■ To be done ■
Which lines hold the word "with"? Copy each of them from the material.

■ Record set ■

— start —

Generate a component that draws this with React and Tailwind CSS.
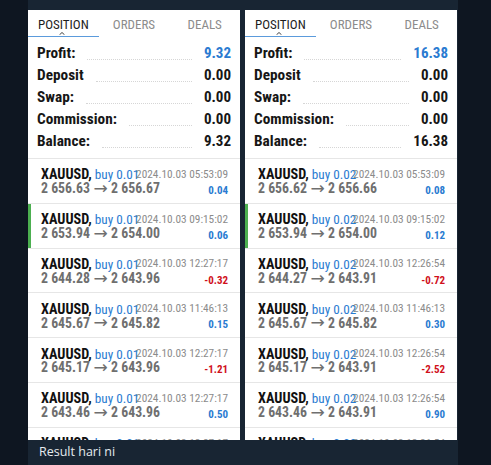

— end —
— start —

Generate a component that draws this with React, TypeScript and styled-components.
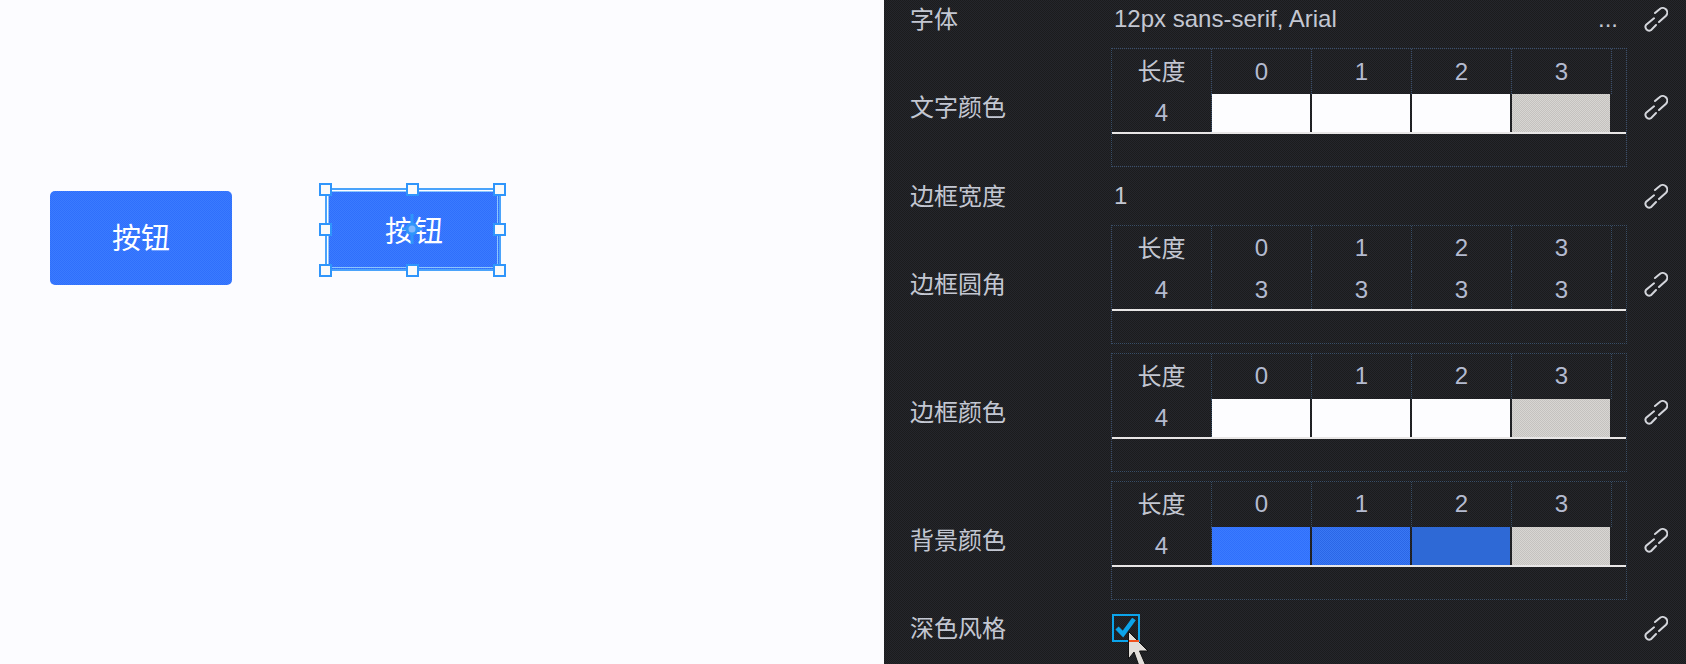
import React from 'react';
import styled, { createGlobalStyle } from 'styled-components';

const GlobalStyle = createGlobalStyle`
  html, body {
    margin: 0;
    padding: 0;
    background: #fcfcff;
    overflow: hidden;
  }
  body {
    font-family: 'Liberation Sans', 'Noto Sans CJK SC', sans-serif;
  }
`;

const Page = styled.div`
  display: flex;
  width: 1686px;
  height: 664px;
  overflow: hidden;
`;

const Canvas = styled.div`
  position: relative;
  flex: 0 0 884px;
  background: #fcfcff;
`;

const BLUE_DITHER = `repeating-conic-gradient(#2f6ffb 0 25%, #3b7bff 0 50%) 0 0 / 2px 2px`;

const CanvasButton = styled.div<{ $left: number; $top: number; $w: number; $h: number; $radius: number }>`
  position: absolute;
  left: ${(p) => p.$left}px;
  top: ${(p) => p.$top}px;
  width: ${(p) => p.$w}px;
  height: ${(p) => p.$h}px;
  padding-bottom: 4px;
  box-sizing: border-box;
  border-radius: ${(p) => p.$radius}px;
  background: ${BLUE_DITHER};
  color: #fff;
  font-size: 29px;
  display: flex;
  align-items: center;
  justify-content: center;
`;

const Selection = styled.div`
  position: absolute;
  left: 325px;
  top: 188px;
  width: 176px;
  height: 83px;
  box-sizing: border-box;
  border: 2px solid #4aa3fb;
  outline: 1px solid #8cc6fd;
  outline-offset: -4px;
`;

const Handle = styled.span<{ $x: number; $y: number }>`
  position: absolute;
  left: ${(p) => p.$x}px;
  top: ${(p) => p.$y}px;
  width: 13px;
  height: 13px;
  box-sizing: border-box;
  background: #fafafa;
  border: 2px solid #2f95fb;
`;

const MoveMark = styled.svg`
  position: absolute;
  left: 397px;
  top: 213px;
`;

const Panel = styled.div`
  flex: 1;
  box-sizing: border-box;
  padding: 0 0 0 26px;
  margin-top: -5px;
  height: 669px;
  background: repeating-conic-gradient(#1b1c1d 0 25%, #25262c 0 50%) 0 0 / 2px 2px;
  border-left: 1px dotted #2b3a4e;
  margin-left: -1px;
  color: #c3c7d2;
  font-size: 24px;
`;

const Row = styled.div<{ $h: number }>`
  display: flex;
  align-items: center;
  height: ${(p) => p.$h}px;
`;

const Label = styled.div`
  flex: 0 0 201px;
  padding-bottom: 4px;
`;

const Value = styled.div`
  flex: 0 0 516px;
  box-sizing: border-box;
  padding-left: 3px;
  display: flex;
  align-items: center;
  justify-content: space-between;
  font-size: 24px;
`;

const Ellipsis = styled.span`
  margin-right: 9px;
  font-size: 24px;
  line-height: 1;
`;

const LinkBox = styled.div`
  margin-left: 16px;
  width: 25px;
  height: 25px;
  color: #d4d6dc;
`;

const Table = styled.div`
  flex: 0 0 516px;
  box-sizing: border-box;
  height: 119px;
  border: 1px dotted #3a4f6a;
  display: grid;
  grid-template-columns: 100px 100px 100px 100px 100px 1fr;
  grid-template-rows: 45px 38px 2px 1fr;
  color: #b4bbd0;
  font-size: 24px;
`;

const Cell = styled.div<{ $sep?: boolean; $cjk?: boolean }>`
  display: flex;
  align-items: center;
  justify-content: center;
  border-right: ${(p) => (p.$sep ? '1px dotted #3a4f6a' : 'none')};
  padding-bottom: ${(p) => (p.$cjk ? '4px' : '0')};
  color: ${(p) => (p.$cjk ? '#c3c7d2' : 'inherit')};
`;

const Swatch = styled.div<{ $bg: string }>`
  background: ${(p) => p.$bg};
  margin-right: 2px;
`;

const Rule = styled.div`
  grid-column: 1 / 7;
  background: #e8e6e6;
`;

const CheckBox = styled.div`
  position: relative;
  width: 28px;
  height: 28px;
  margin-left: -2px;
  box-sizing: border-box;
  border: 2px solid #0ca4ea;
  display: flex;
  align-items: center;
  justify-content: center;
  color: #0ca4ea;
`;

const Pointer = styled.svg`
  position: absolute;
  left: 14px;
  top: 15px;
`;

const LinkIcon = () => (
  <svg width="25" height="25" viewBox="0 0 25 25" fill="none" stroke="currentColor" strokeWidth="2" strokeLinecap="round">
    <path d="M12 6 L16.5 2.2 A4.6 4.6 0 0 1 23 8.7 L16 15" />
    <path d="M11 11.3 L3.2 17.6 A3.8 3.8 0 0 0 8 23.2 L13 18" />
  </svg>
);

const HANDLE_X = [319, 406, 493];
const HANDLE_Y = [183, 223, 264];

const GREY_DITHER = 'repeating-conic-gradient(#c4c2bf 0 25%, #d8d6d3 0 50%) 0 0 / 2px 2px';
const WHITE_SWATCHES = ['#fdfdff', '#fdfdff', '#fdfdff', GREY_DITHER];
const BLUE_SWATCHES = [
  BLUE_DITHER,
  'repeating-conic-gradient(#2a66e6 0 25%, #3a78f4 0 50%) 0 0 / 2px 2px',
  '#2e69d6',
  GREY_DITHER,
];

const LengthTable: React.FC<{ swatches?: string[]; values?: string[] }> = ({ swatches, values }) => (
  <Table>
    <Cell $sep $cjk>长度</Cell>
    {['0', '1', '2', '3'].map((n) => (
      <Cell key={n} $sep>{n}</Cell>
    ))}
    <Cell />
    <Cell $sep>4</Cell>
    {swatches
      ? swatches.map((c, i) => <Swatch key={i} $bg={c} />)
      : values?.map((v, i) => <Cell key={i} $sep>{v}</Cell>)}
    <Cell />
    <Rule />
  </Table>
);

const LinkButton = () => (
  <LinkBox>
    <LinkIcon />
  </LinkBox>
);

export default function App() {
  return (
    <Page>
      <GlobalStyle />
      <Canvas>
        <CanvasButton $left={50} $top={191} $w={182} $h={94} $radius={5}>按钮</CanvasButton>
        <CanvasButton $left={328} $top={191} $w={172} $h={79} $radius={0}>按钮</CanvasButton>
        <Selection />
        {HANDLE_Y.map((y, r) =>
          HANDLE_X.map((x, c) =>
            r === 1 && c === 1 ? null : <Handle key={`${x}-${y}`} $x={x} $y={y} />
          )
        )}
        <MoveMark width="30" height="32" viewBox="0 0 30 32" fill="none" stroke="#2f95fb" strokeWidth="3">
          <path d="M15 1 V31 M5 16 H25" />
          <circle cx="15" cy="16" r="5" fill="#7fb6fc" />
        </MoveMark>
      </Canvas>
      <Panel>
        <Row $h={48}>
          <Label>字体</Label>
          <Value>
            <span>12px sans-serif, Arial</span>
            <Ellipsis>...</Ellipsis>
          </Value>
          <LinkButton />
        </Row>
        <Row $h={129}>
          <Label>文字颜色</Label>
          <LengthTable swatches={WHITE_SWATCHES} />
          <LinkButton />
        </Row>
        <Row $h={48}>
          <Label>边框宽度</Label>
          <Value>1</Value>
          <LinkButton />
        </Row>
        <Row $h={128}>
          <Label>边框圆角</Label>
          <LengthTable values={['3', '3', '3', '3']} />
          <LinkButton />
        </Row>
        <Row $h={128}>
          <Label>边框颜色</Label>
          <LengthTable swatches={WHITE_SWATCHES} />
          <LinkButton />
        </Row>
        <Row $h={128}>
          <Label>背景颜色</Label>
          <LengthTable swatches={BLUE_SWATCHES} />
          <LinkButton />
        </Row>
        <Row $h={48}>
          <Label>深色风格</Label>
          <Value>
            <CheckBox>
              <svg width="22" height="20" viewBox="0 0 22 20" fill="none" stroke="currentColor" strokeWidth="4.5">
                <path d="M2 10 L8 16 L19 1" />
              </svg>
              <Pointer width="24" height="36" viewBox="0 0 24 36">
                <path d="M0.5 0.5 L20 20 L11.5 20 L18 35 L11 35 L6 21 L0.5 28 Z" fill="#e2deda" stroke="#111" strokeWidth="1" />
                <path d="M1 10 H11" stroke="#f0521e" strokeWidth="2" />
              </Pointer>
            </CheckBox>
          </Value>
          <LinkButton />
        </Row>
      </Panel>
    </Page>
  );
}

— end —

■ Completed exercise ■
Generate a component that draws this with React and Tailwind CSS.
Generate a component that draws this with React, TypeScript and styled-components.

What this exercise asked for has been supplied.